Data section >>
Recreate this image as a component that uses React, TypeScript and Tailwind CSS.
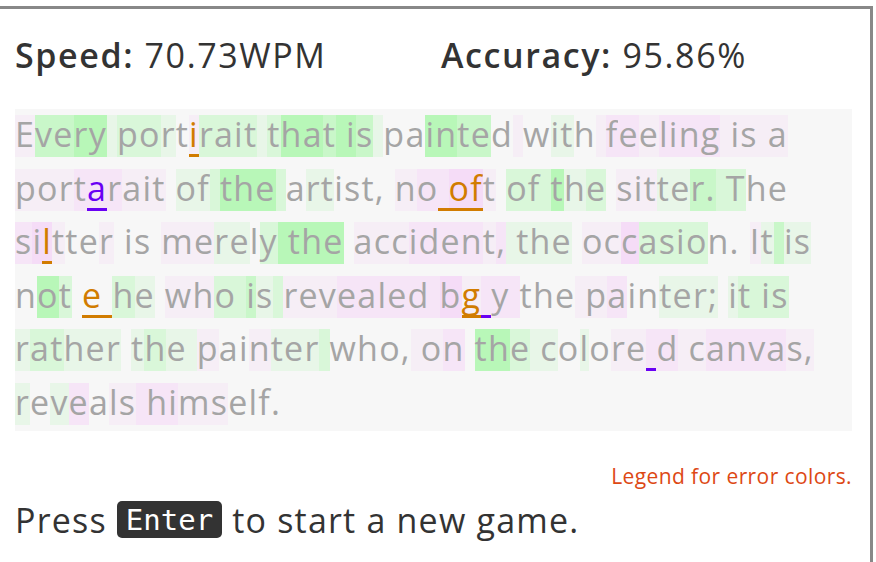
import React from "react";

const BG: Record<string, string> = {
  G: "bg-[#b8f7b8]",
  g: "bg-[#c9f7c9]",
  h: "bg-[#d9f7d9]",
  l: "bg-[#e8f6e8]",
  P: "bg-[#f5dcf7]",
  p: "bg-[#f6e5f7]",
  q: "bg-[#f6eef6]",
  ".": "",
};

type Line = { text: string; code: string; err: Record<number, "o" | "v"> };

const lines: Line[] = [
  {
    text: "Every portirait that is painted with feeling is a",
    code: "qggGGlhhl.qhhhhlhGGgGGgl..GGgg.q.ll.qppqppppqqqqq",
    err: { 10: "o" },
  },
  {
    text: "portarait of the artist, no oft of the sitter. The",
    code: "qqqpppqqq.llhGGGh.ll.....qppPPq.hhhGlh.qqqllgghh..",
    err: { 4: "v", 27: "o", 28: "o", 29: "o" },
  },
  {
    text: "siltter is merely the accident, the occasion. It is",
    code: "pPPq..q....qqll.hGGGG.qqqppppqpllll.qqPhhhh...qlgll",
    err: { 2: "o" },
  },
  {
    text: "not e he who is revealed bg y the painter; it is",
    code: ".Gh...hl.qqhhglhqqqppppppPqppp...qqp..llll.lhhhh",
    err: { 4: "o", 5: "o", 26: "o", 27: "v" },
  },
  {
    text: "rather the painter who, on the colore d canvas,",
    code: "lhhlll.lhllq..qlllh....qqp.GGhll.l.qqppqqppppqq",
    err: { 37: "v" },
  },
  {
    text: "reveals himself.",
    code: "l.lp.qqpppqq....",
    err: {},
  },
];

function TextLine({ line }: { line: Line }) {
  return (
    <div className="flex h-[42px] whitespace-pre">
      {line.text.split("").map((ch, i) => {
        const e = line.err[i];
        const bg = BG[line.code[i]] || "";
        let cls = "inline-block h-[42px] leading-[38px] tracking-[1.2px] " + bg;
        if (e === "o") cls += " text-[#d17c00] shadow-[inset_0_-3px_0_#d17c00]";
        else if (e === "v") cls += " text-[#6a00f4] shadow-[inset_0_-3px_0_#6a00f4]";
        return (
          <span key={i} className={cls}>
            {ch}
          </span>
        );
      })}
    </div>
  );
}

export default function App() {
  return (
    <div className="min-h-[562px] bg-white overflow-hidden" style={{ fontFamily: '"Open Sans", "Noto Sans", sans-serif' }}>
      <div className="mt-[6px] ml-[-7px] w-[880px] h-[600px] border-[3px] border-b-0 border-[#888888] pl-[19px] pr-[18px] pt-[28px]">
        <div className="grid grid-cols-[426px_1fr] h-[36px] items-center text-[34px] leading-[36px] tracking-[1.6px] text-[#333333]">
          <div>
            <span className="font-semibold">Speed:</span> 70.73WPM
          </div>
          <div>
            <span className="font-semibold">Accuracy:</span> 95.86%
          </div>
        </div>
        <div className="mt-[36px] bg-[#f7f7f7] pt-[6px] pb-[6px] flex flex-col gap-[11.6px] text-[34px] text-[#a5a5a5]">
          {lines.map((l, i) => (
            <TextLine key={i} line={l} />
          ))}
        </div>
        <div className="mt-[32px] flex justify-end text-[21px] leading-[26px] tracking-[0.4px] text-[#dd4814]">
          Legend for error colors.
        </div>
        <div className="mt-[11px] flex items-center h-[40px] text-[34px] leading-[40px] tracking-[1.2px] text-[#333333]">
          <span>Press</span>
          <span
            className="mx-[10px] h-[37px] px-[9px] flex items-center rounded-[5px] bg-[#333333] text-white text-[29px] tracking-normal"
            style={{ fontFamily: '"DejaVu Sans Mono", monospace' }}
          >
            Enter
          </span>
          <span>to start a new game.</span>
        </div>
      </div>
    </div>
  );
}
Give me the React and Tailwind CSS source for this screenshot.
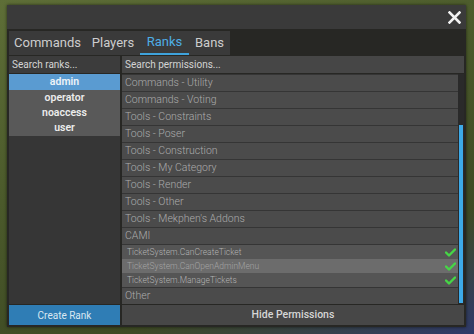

Directions >> Transcribe the listing in full and omit the pictures.

Expected answer >>
Recreate this image as a component that uses React, TypeScript and Tailwind CSS.
import React from "react";

const BG: Record<string, string> = {
  G: "bg-[#b8f7b8]",
  g: "bg-[#c9f7c9]",
  h: "bg-[#d9f7d9]",
  l: "bg-[#e8f6e8]",
  P: "bg-[#f5dcf7]",
  p: "bg-[#f6e5f7]",
  q: "bg-[#f6eef6]",
  ".": "",
};

type Line = { text: string; code: string; err: Record<number, "o" | "v"> };

const lines: Line[] = [
  {
    text: "Every portirait that is painted with feeling is a",
    code: "qggGGlhhl.qhhhhlhGGgGGgl..GGgg.q.ll.qppqppppqqqqq",
    err: { 10: "o" },
  },
  {
    text: "portarait of the artist, no oft of the sitter. The",
    code: "qqqpppqqq.llhGGGh.ll.....qppPPq.hhhGlh.qqqllgghh..",
    err: { 4: "v", 27: "o", 28: "o", 29: "o" },
  },
  {
    text: "siltter is merely the accident, the occasion. It is",
    code: "pPPq..q....qqll.hGGGG.qqqppppqpllll.qqPhhhh...qlgll",
    err: { 2: "o" },
  },
  {
    text: "not e he who is revealed bg y the painter; it is",
    code: ".Gh...hl.qqhhglhqqqppppppPqppp...qqp..llll.lhhhh",
    err: { 4: "o", 5: "o", 26: "o", 27: "v" },
  },
  {
    text: "rather the painter who, on the colore d canvas,",
    code: "lhhlll.lhllq..qlllh....qqp.GGhll.l.qqppqqppppqq",
    err: { 37: "v" },
  },
  {
    text: "reveals himself.",
    code: "l.lp.qqpppqq....",
    err: {},
  },
];

function TextLine({ line }: { line: Line }) {
  return (
    <div className="flex h-[42px] whitespace-pre">
      {line.text.split("").map((ch, i) => {
        const e = line.err[i];
        const bg = BG[line.code[i]] || "";
        let cls = "inline-block h-[42px] leading-[38px] tracking-[1.2px] " + bg;
        if (e === "o") cls += " text-[#d17c00] shadow-[inset_0_-3px_0_#d17c00]";
        else if (e === "v") cls += " text-[#6a00f4] shadow-[inset_0_-3px_0_#6a00f4]";
        return (
          <span key={i} className={cls}>
            {ch}
          </span>
        );
      })}
    </div>
  );
}

export default function App() {
  return (
    <div className="min-h-[562px] bg-white overflow-hidden" style={{ fontFamily: '"Open Sans", "Noto Sans", sans-serif' }}>
      <div className="mt-[6px] ml-[-7px] w-[880px] h-[600px] border-[3px] border-b-0 border-[#888888] pl-[19px] pr-[18px] pt-[28px]">
        <div className="grid grid-cols-[426px_1fr] h-[36px] items-center text-[34px] leading-[36px] tracking-[1.6px] text-[#333333]">
          <div>
            <span className="font-semibold">Speed:</span> 70.73WPM
          </div>
          <div>
            <span className="font-semibold">Accuracy:</span> 95.86%
          </div>
        </div>
        <div className="mt-[36px] bg-[#f7f7f7] pt-[6px] pb-[6px] flex flex-col gap-[11.6px] text-[34px] text-[#a5a5a5]">
          {lines.map((l, i) => (
            <TextLine key={i} line={l} />
          ))}
        </div>
        <div className="mt-[32px] flex justify-end text-[21px] leading-[26px] tracking-[0.4px] text-[#dd4814]">
          Legend for error colors.
        </div>
        <div className="mt-[11px] flex items-center h-[40px] text-[34px] leading-[40px] tracking-[1.2px] text-[#333333]">
          <span>Press</span>
          <span
            className="mx-[10px] h-[37px] px-[9px] flex items-center rounded-[5px] bg-[#333333] text-white text-[29px] tracking-normal"
            style={{ fontFamily: '"DejaVu Sans Mono", monospace' }}
          >
            Enter
          </span>
          <span>to start a new game.</span>
        </div>
      </div>
    </div>
  );
}
Give me the React and Tailwind CSS source for this screenshot.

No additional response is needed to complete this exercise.